Directive -> Starting at the first line of the listing below, repeat each line exactly until the line containing "const sideItems = ['Windows", which you include. Leave out pictures.

Data lines ->
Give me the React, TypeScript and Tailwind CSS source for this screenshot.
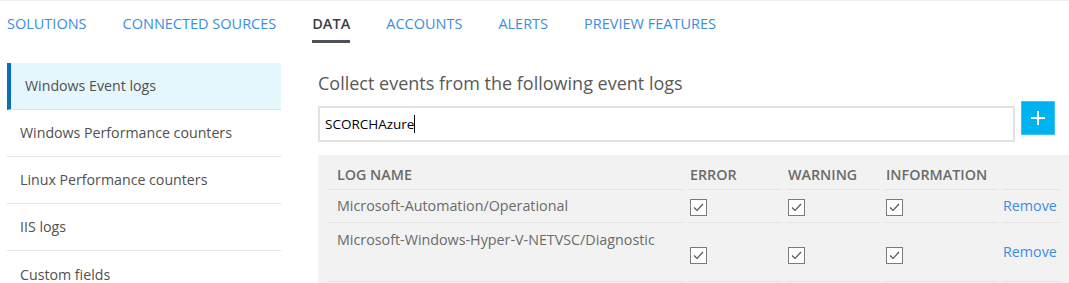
import React from 'react';

const tabs = ['SOLUTIONS', 'CONNECTED SOURCES', 'DATA', 'ACCOUNTS', 'ALERTS', 'PREVIEW FEATURES'];
const sideItems = ['Windows Event logs', 'Windows Performance counters', 'Linux Performance counters', 'IIS logs', 'Custom fields'];

const Check: React.FC = () => (
  <span className="inline-flex w-[17px] h-[17px] items-center justify-center border border-[#7a7a7a] bg-white">
    <svg width="11" height="9" viewBox="0 0 11 9" fill="none" stroke="#555" strokeWidth="1.2">
      <path d="M1 4.5l3 3L10 1" />
    </svg>
  </span>
);

const App: React.FC = () => {
  return (
    <div className="w-[1069px] h-[283px] overflow-hidden bg-white border-t border-[#efefef]" style={{ fontFamily: '"Open Sans", "Noto Sans", sans-serif' }}>
      <nav className="flex items-start gap-[36px] pl-[7px] h-[42px] pt-[12px]">
        {tabs.map((t) => (
          <div key={t} className="flex flex-col">
            <span className={`text-[14.5px] leading-[21px] ${t === 'DATA' ? 'text-[#3b3f45] font-semibold' : 'text-[#3a8ee0]'}`}>{t}</span>
            {t === 'DATA' && <span className="mt-[6px] h-[3px] bg-[#4c5159]" />}
          </div>
        ))}
      </nav>

      <div className="flex mt-[20px]">
        <aside className="ml-[7px] w-[275px] flex flex-col">
          {sideItems.map((s, i) => (
            <div
              key={s}
              className={`h-[47px] flex items-center text-[14.2px] text-[#505050] border-b border-[#e3e3e3] ${
                i === 0 ? 'bg-[#e5f6fd] border-l-[4px] border-l-[#0a6fc2] pl-[14px]' : 'pl-[13px]'
              } ${i === sideItems.length - 1 ? 'border-b-0' : ''}`}
            >
              {s}
            </div>
          ))}
        </aside>

        <main className="ml-[37px] flex-1 flex flex-col">
          <h2 className="text-[18px] leading-[24px] text-[#595959] mt-[8px]">Collect events from the following event logs</h2>
          <div className="flex items-start mt-[6px]">
            <div className="mt-[5px] w-[697px] h-[36px] border-2 border-[#e2e2e2] flex items-center pl-[5px] text-[13.5px] text-black">
              SCORCHAzure<span className="w-px h-[18px] bg-black" />
            </div>
            <button className="ml-[6px] w-[34px] h-[34px] bg-[#00b3f0] border border-[#3cc4f4] flex items-center justify-center">
              <svg width="14" height="14" viewBox="0 0 14 14" stroke="white" strokeWidth="2">
                <path d="M7 0v14M0 7h14" />
              </svg>
            </button>
          </div>

          <div className="mt-[13px] bg-[#f2f2f2] pl-[11px] pr-[9px] pt-[4px] h-[140px] text-[14.3px]">
            <div className="grid grid-cols-[355px_94px_94px_114px_58px] gap-x-[4px]">
              {['LOG NAME', 'ERROR', 'WARNING', 'INFORMATION', ''].map((h, i) => (
                <div key={i} className={`h-[31px] flex items-center pt-[2px] border-b border-[#e4e4e4] text-[14.3px] font-semibold text-[#6b6b6b] ${i === 0 ? 'pl-[8px]' : 'pl-[2px]'}`}>
                  {h}
                </div>
              ))}

              <div className="h-[33px] flex items-center pl-[8px] pb-[1px] text-[#6b6b6b] border-b border-[#e4e4e4]">Microsoft-Automation/Operational</div>
              {[0, 1, 2].map((k) => (
                <div key={k} className="h-[33px] flex items-center pl-[2px] pt-[2px] border-b border-[#e4e4e4]"><Check /></div>
              ))}
              <div className="h-[33px] flex items-center pl-[1px] pb-[1px] text-[#3a8ee0] border-b border-[#e4e4e4]">Remove</div>

              <div className="h-[59px] pl-[8px] pt-[6px] text-[#6b6b6b] border-b border-[#e4e4e4]">Microsoft-Windows-Hyper-V-NETVSC/Diagnostic</div>
              {[0, 1, 2].map((k) => (
                <div key={k} className="h-[59px] flex items-start pl-[2px] pt-[24px] border-b border-[#e4e4e4]"><Check /></div>
              ))}
              <div className="h-[59px] pl-[1px] pt-[18px] text-[#3a8ee0] border-b border-[#e4e4e4]">Remove</div>
            </div>
          </div>
        </main>
      </div>
    </div>
  );
};

export default App;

Answer to the task ->
Give me the React, TypeScript and Tailwind CSS source for this screenshot.
import React from 'react';

const tabs = ['SOLUTIONS', 'CONNECTED SOURCES', 'DATA', 'ACCOUNTS', 'ALERTS', 'PREVIEW FEATURES'];
const sideItems = ['Windows Event logs', 'Windows Performance counters', 'Linux Performance counters', 'IIS logs', 'Custom fields'];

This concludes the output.